Tomlin takes stern, fresh approach with younger Steelers
August 24, 2013 12:00 PM
Matt Freed /Post-Gazette
Steelers coach Mike Tomlin talks with veteran linebacker Lawrence Timmons at training camp.
By Gerry Dulac Pittsburgh Post-Gazette
There will be no discernible difference in coach Mike Tomlin tonight when the Steelers play their third preseason game against the Kansas City Chiefs. He will look the same, walk the same, even act the same.
In seven seasons with the Steelers, he has not been the type of coach who exhibits multiple personality changes or mood swings. No matter the circumstances, he always is focused, determined and, at times, abruptly matter-of-fact.
But a funny thing has happened with Tomlin as the Steelers try to rebound from a disappointing non-playoff season: His players have noticed a change in the way he tries to prepare his team, not only for each game, but for the 2013 season.
"Things have changed in our preparation, the way Coach Tomlin wants this team focused," veteran safety Ryan Clark said. "It's because of the makeup of young guys to old guys. He's constantly preaching to us about being punctual, about being where we're supposed to be, being right-minded, those things we never talked about before."
This change is not a throwback to Tomlin's first season with the Steelers in 2007, when he replaced Bill Cowher and came in with a stern hand, holding every player accountable for even the tiniest of mistakes, even the veterans. He posted something called "The Tomlin News" where any player could be singled out for an infraction -- on the field or otherwise -- that didn't fit with his style.
This change, his players said, is different.
Because of the roster turnover the past two years and the influx of new and younger players, Tomlin has been more vocal than past years about every little detail, including how the players warm up before a game.
In the past, Clark said, veteran players got ready for each game in their own individual way. Not anymore. He said Tomlin wants his veterans to set an example for the younger players so they can see what it takes and what is necessary to be prepared for every game. Part of that is going out on the field before the game so the younger players can watch them.
"You see how it was here, it was a very free environment," Clark said.
"We'd play our games, have a good time. Now, he makes sure the things that were able to go unspoken, about the way we worked, about being punctual, about attention to detail, those things weren't spoken, we just did them.
"Coach Tomlin could focus on those things he was able to work on -- the Xs and Os and game execution to prepare us for battle. Now, these things need to be told to these guys. Guys need to understand this is way things are done."

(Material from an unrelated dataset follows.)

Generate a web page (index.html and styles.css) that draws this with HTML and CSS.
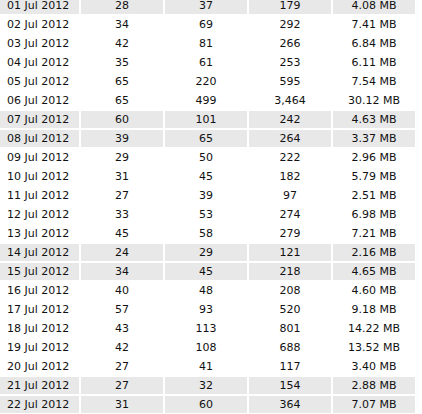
FILE: index.html
```html
<!DOCTYPE html>
<html>
<head>
<meta charset="utf-8">
<link rel="stylesheet" href="styles.css">
</head>
<body>
<table class="stats">
<colgroup><col class="c"><col class="c"><col class="c"><col class="c"><col class="c"></colgroup>
<tbody>
<tr class="we"><td class="date">01 Jul 2012</td><td>28</td><td>37</td><td>179</td><td>4.08 MB</td></tr>
<tr><td class="date">02 Jul 2012</td><td>34</td><td>69</td><td>292</td><td>7.41 MB</td></tr>
<tr><td class="date">03 Jul 2012</td><td>42</td><td>81</td><td>266</td><td>6.84 MB</td></tr>
<tr><td class="date">04 Jul 2012</td><td>35</td><td>61</td><td>253</td><td>6.11 MB</td></tr>
<tr><td class="date">05 Jul 2012</td><td>65</td><td>220</td><td>595</td><td>7.54 MB</td></tr>
<tr><td class="date">06 Jul 2012</td><td>65</td><td>499</td><td>3,464</td><td>30.12 MB</td></tr>
<tr class="we"><td class="date">07 Jul 2012</td><td>60</td><td>101</td><td>242</td><td>4.63 MB</td></tr>
<tr class="we"><td class="date">08 Jul 2012</td><td>39</td><td>65</td><td>264</td><td>3.37 MB</td></tr>
<tr><td class="date">09 Jul 2012</td><td>29</td><td>50</td><td>222</td><td>2.96 MB</td></tr>
<tr><td class="date">10 Jul 2012</td><td>31</td><td>45</td><td>182</td><td>5.79 MB</td></tr>
<tr><td class="date">11 Jul 2012</td><td>27</td><td>39</td><td>97</td><td>2.51 MB</td></tr>
<tr><td class="date">12 Jul 2012</td><td>33</td><td>53</td><td>274</td><td>6.98 MB</td></tr>
<tr><td class="date">13 Jul 2012</td><td>45</td><td>58</td><td>279</td><td>7.21 MB</td></tr>
<tr class="we"><td class="date">14 Jul 2012</td><td>24</td><td>29</td><td>121</td><td>2.16 MB</td></tr>
<tr class="we"><td class="date">15 Jul 2012</td><td>34</td><td>45</td><td>218</td><td>4.65 MB</td></tr>
<tr><td class="date">16 Jul 2012</td><td>40</td><td>48</td><td>208</td><td>4.60 MB</td></tr>
<tr><td class="date">17 Jul 2012</td><td>57</td><td>93</td><td>520</td><td>9.18 MB</td></tr>
<tr><td class="date">18 Jul 2012</td><td>43</td><td>113</td><td>801</td><td>14.22 MB</td></tr>
<tr><td class="date">19 Jul 2012</td><td>42</td><td>108</td><td>688</td><td>13.52 MB</td></tr>
<tr><td class="date">20 Jul 2012</td><td>27</td><td>41</td><td>117</td><td>3.40 MB</td></tr>
<tr class="we"><td class="date">21 Jul 2012</td><td>27</td><td>32</td><td>154</td><td>2.88 MB</td></tr>
<tr class="we"><td class="date">22 Jul 2012</td><td>31</td><td>60</td><td>364</td><td>7.07 MB</td></tr>
</tbody>
</table>
</body>
</html>
```
FILE: styles.css
```css
html, body {
  margin: 0;
  padding: 0;
  background: #fff;
}
body {
  font-family: "DejaVu Sans", Verdana, sans-serif;
  font-size: 11px;
  color: #111;
  overflow: hidden;
}
.stats {
  border-collapse: separate;
  border-spacing: 2px;
  table-layout: fixed;
  width: 422px;
  margin: -5px 0 0 -5px;
}
.stats .c {
  width: 82px;
}
.stats td {
  height: 17px;
  padding: 0;
  line-height: 17px;
  text-align: center;
  white-space: nowrap;
}
.stats td.date {
  text-align: left;
  padding-left: 10px;
}
.stats tr.we td {
  background: #e8e8e8;
}
```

Tomlin doesn't have the luxury of having so many long-time veterans in the locker room, anymore, especially players such as Hines Ward, James Farrior, Aaron Smith, Casey Hampton and James Harrison who played in multiple Super Bowls. This year, they also lost Max Starks, Willie Colon, Mike Wallace and Rashard Mendenhall.
It is part of the reason they brought back two players in free agency -- tight end Matt Spaeth and cornerback William Gay -- who understand the Steelers way and know what Tomlin expects of them.

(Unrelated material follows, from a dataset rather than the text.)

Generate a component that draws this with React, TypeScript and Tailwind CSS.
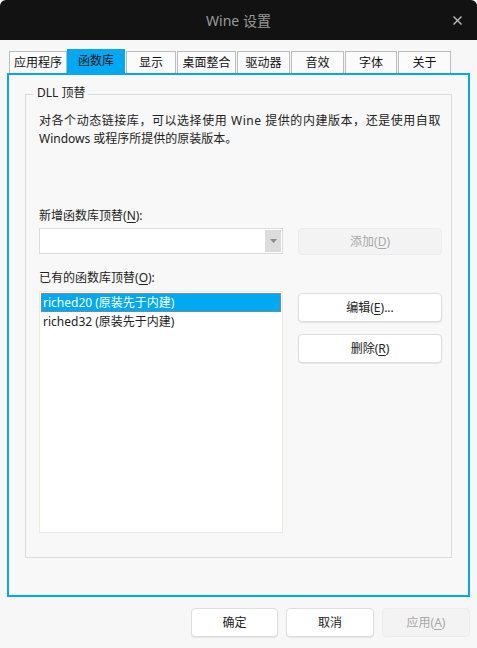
import React from 'react';

// ── Data ───────────────────────────────────────────────────────────────────

const TABS = [
  { label: '应用程序', w: 'w-[58px]' },
  { label: '函数库', w: 'w-[58px]', active: true },
  { label: '显示', w: 'w-[50px]' },
  { label: '桌面整合', w: 'w-[59px]' },
  { label: '驱动器', w: 'w-[53px]' },
  { label: '音效', w: 'w-[53px]' },
  { label: '字体', w: 'w-[52px]' },
  { label: '关于', w: 'w-[53px]' },
];

const OVERRIDES = ['riched20 (原装先于内建)', 'riched32 (原装先于内建)'];

const FONT = 'font-["Noto_Sans","Noto_Sans_CJK_SC",sans-serif]';

// ── Small pieces ───────────────────────────────────────────────────────────

function Mnemonic({ text, k, tail = '' }: { text: string; k: string; tail?: string }) {
  return (
    <>
      {text}(<span className="underline underline-offset-2">{k}</span>){tail}
    </>
  );
}

function Button({
  children,
  disabled,
  className = '',
}: {
  children: React.ReactNode;
  disabled?: boolean;
  className?: string;
}) {
  return (
    <button
      type="button"
      className={`flex items-center justify-center rounded-[4px] border text-[12px] ${
        disabled
          ? 'border-[#ececec] bg-[#f3f3f3] text-[#a8a8a8]'
          : 'border-[#dedede] bg-white text-[#222] shadow-[0_1px_1px_rgba(0,0,0,0.08)]'
      } ${className}`}
    >
      {children}
    </button>
  );
}

// ── App ────────────────────────────────────────────────────────────────────

export default function App() {
  return (
    <div className={`flex h-[648px] w-[477px] flex-col overflow-hidden bg-[#f7f7f7] ${FONT}`}>
      {/* Title bar */}
      <div className="relative flex h-[40px] shrink-0 items-center justify-center rounded-t-[6px] bg-[#121212]">
        <span className="text-[14px] text-[#9a9a9a]">Wine 设置</span>
        <svg
          className="absolute right-[15px] top-[16px]"
          width="9"
          height="9"
          viewBox="0 0 9 9"
          stroke="#bdbdbd"
          strokeWidth="1.4"
        >
          <path d="M0.5 0.5 L8.5 8.5 M8.5 0.5 L0.5 8.5" />
        </svg>
      </div>

      <div className="flex flex-1 flex-col px-[7px] pt-[9px]">
        {/* Tabs */}
        <div className="flex h-[24px] items-end gap-px pl-[2px]">
          {TABS.map((t) =>
            t.active ? (
              <div
                key={t.label}
                className={`${t.w} -ml-px flex h-[24px] items-center justify-center bg-[#00a9f2] text-[12px] text-[#111]`}
              >
                {t.label}
              </div>
            ) : (
              <div
                key={t.label}
                className={`${t.w} flex h-[22px] items-center justify-center border border-b-0 border-[#bcbcbc] bg-[#fbfbfb] text-[12px] text-[#111]`}
              >
                {t.label}
              </div>
            ),
          )}
        </div>

        {/* Page */}
        <div className="h-[524px] border-2 border-[#00a9f2] bg-[#f8f8f8] pl-[16px] pr-[16px] pt-[19px]">
          <div className="relative h-[464px] border border-[#dcdcdc] pl-[13px] pr-[9px] text-[12px] text-[#222]">
            <span className="absolute -top-[11px] left-[8px] bg-[#f8f8f8] px-[3px] leading-[18px]">
              DLL 顶替
            </span>

            <p className="whitespace-nowrap pt-[17px] leading-[18px]">
              <span className="tracking-[0.55px]">
                对各个动态链接库，可以选择使用 Wine 提供的内建版本，还是使用自取
              </span>
              <br />
              Windows 或程序所提供的原装版本。
            </p>

            <div className="mt-[59px] leading-[18px]">
              <Mnemonic text="新增函数库顶替" k="N" tail=":" />
            </div>

            <div className="mt-[3px] flex gap-[15px]">
              <div className="flex h-[26px] w-[244px] items-stretch border border-[#dcdcdc] bg-white p-px">
                <div className="flex-1" />
                <div className="flex w-[16px] items-center justify-center bg-[#dcdcdc]">
                  <svg width="7" height="4" viewBox="0 0 7 4">
                    <path d="M0 0 H7 L3.5 4 Z" fill="#8a8a8a" />
                  </svg>
                </div>
              </div>
              <Button disabled className="h-[27px] w-[144px]">
                <Mnemonic text="添加" k="D" />
              </Button>
            </div>

            <div className="mt-[14px] leading-[18px]">
              <Mnemonic text="已有的函数库顶替" k="O" tail=":" />
            </div>

            <div className="mt-[4px] flex gap-[15px]">
              <div className="h-[242px] w-[244px] border border-[#ecebdf] bg-white p-px">
                {OVERRIDES.map((o, i) => (
                  <div
                    key={o}
                    className={`h-[19px] pl-px leading-[17px] ${
                      i === 0
                        ? 'border border-dotted border-[#e0762a] bg-[#00a9f2] text-white'
                        : 'border border-transparent text-[#222]'
                    }`}
                  >
                    {o}
                  </div>
                ))}
              </div>
              <div className="flex flex-col gap-[12px] pt-[2px]">
                <Button className="h-[29px] w-[144px]">
                  <Mnemonic text="编辑" k="E" tail="..." />
                </Button>
                <Button className="h-[29px] w-[144px]">
                  <Mnemonic text="删除" k="R" />
                </Button>
              </div>
            </div>
          </div>
        </div>

        {/* Dialog buttons */}
        <div className="mt-[11px] flex justify-end gap-[8px]">
          <Button className="h-[29px] w-[87px]">确定</Button>
          <Button className="h-[29px] w-[88px]">取消</Button>
          <Button disabled className="h-[29px] w-[88px]">
            <Mnemonic text="应用" k="A" />
          </Button>
        </div>
      </div>
    </div>
  );
}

That is what happens when a team such as the Steelers, one that is accustomed to Super Bowls and AFC title games, is coming off an 8-8 season and hasn't won a playoff game in more than two years.
"When you're 8-8, something is wrong with our edge," inside linebacker Larry Foote said. "We're not supposed to be 8-8 or there are going to be new guys."

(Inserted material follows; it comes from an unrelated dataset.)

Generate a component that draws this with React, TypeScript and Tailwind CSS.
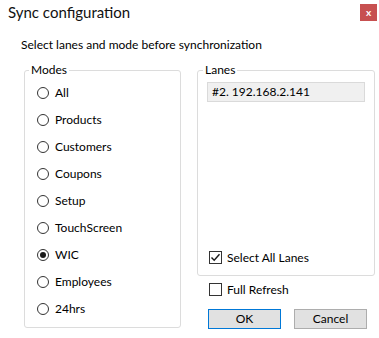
import { useState } from "react";

const modes = ["All", "Products", "Customers", "Coupons", "Setup", "TouchScreen", "WIC", "Employees", "24hrs"];

function Radio({ checked }: { checked: boolean }) {
  return (
    <span className="flex items-center justify-center w-[12px] h-[12px] rounded-full border border-[#333333] bg-white shrink-0">
      {checked && <span className="w-[6px] h-[6px] rounded-full bg-[#1a1a1a]" />}
    </span>
  );
}

function Checkbox({ checked }: { checked: boolean }) {
  return (
    <span className="flex items-center justify-center w-[13px] h-[13px] border border-[#333333] bg-white shrink-0">
      {checked && (
        <svg viewBox="0 0 11 11" className="w-[11px] h-[11px]">
          <path d="M1.5 5.5 L4.2 8.3 L9.5 2.2" fill="none" stroke="#1a1a1a" strokeWidth="1.4" />
        </svg>
      )}
    </span>
  );
}

export default function App() {
  const [mode, setMode] = useState("WIC");
  const [allLanes, setAllLanes] = useState(true);
  const [fullRefresh, setFullRefresh] = useState(false);

  return (
    <div className="w-[379px] h-[338px] bg-white text-black text-[12px] font-['Lato',sans-serif] overflow-hidden">
      {/* Title bar */}
      <div className="flex items-start justify-between h-[25px]">
        <div className="pl-[8px] pt-[2px] text-[15px] leading-[20px] text-[#111]">Sync configuration</div>
        <button className="mt-[4px] mr-[2px] w-[17px] h-[17px] bg-[#c75050] text-white text-[10px] leading-[17px] font-bold flex items-center justify-center">
          x
        </button>
      </div>

      <p className="mt-[12px] pl-[21px] leading-[16px]">Select lanes and mode before synchronization</p>

      <div className="flex mt-[9px]">
        {/* Modes */}
        <fieldset className="ml-[24px] w-[157px] h-[266px] border border-[#dcdcdc] rounded-[3px]">
          <legend className="ml-[4px] px-[2px] leading-[16px]">Modes</legend>
          <div className="flex flex-col pt-[1px]">
            {modes.map((m) => (
              <label key={m} className="flex items-center h-[27px] pl-[12px] gap-[6px] cursor-default" onClick={() => setMode(m)}>
                <Radio checked={mode === m} />
                <span>{m}</span>
              </label>
            ))}
          </div>
        </fieldset>

        {/* Lanes */}
        <div className="ml-[16px] w-[178px] flex flex-col">
          <fieldset className="h-[214px] border border-[#dcdcdc] rounded-[3px]">
            <legend className="ml-[5px] px-[2px] leading-[16px]">Lanes</legend>
            <div className="h-[197px] flex flex-col">
              <div className="mt-[4px] ml-[9px] w-[158px] h-[20px] bg-[#f0f0f0] border border-[#dadada] pl-[4px] flex items-center">
                #2. 192.168.2.141
              </div>
              <label className="mt-auto mb-[11px] ml-[11px] flex items-center gap-[5px] leading-[13px]" onClick={() => setAllLanes(!allLanes)}>
                <Checkbox checked={allLanes} />
                <span>Select All Lanes</span>
              </label>
            </div>
          </fieldset>

          <label className="mt-[7px] ml-[12px] flex items-center gap-[5px] leading-[13px]" onClick={() => setFullRefresh(!fullRefresh)}>
            <Checkbox checked={fullRefresh} />
            <span>Full Refresh</span>
          </label>

          <div className="mt-[13px] ml-[11px] flex gap-[13px]">
            <button className="w-[73px] h-[20px] bg-[#e1e1e1] border border-[#0078d7] leading-[18px]">OK</button>
            <button className="w-[73px] h-[20px] bg-[#e1e1e1] border border-[#adadad] leading-[18px]">Cancel</button>
          </div>
        </div>
      </div>
    </div>
  );
}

"I think it's probably a combination of both," defensive end Brett Keisel said.
"We got new guys stepping into starting roles and you're also depending on some younger players to help you; not only offensively and defensively but we need guys to come out and contribute big time on special teams."
All of which has caused Tomlin to change his style this season.
Clark even said he has changed the way the players warm up before practice and a game, trying to prevent or reduce soft-tissue injuries -- muscles, ligaments and tendons -- that he said were prevalent in 2012.
"He came in his first year and laid down the law," Clark said. "He said OK, I have James Farrior, I have Aaron Smith, I have Brett Keisel, I have these guys in the locker room who understand winning, who understand preparing, and he said, OK, I want you guys to be ready to go on Sunday.
"Now we can't do that. Guys need to execute each and every day, every play at practice, in order to execute on the field because they haven't been there."
Then he added, "That feeling we always had that guys are going to make a play, or guys we've seen make plays, a lot of those guys aren't there any more.
"So, now, people need to earn that respect. They need to earn the fact that we know you can make a play in this situation. So coach Tomlin is focusing on making sure guys understand how important each and every thing is."